The defendant claims that the victim did not make prompt complaint of the outrage, but the chronology discloses that she went to see Dr. Hinkson between 6:00 and 7:00 A.M.; that she went to the police station between 8:30 and 9:00 A.M., and that she gave a statement to the police at 10:30 A.M. We have held in People v. Ristau, 363 Ill. 583, and People v. Mason, 301 Ill. 370, that there is no definite limit of time within which complaint must be made. We are of the opinion that the victim here complained at the first opportunity. The delay of a few hours is easily understood.
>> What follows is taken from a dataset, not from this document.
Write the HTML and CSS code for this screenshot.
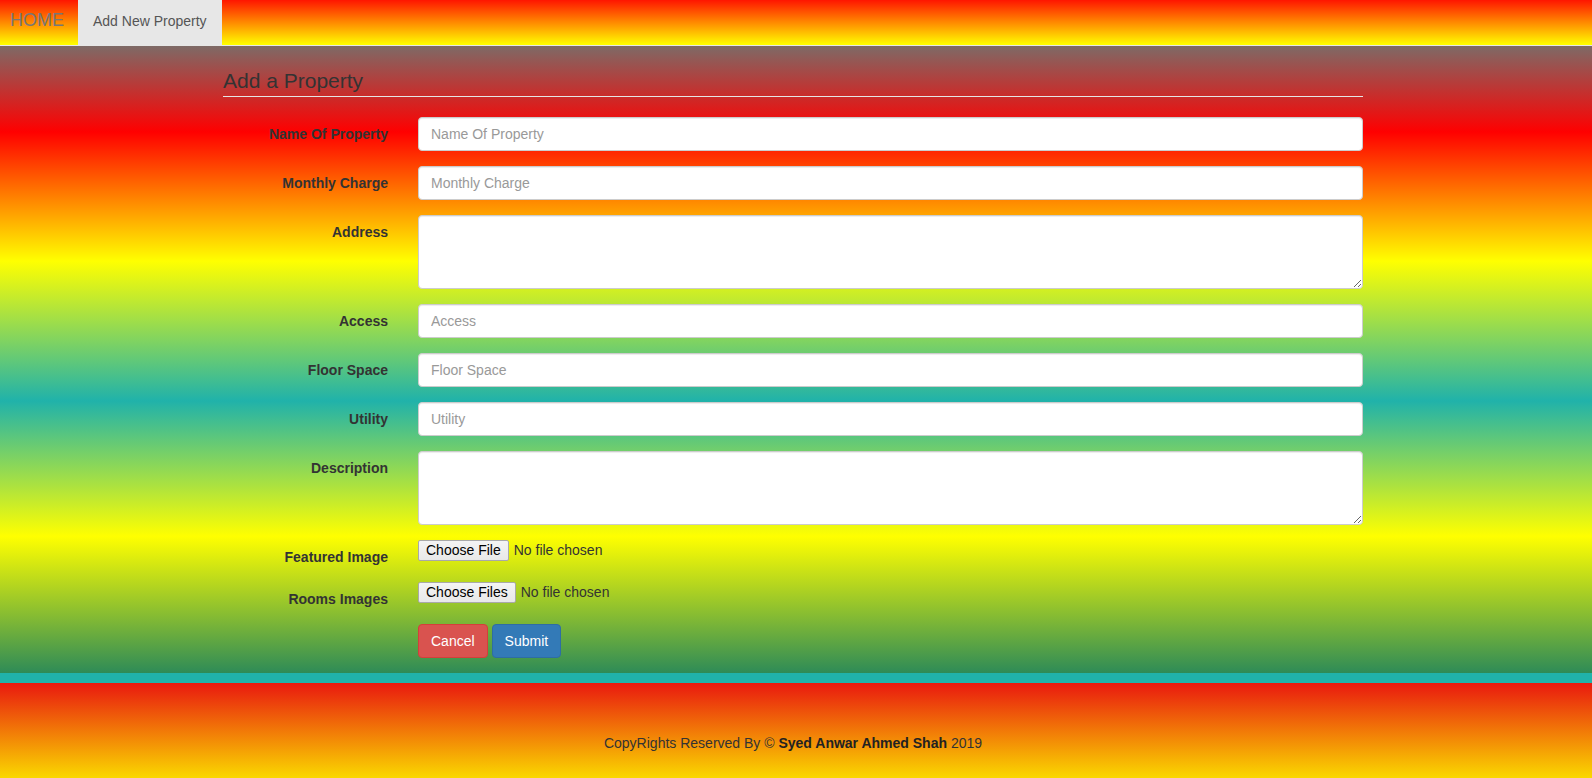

The defendant also contends that, in her statement to the police, the victim stated that she was blindfolded the entire time, and could not identify her assailant, but that *527she nevertheless selected him from several other men at a police line-up. Under cross-examination, the victim stated that she had indeed made such a statement, but that she did so because at the time the defendant was still at large, and she feared further attacks. Her testimony that she was not blindfolded with the bed sheet until after at least one of the acts of rape seems to be credible, and she was thus afforded an opportunity to see the defendant. The defendant admitted that he knew the victim, and had visited a relative in the same building previous to the criminal act.
The jury has determined within its province, the credibility of the witnesses and the weight to be attached to the evidence presented. We cannot say, from the whole record, after considering the evidence as it was presented to the jury, that the defendant was not proved guilty of rape beyond a reasonable doubt, and therefore the conviction in the criminal court of Cook County is affirmed.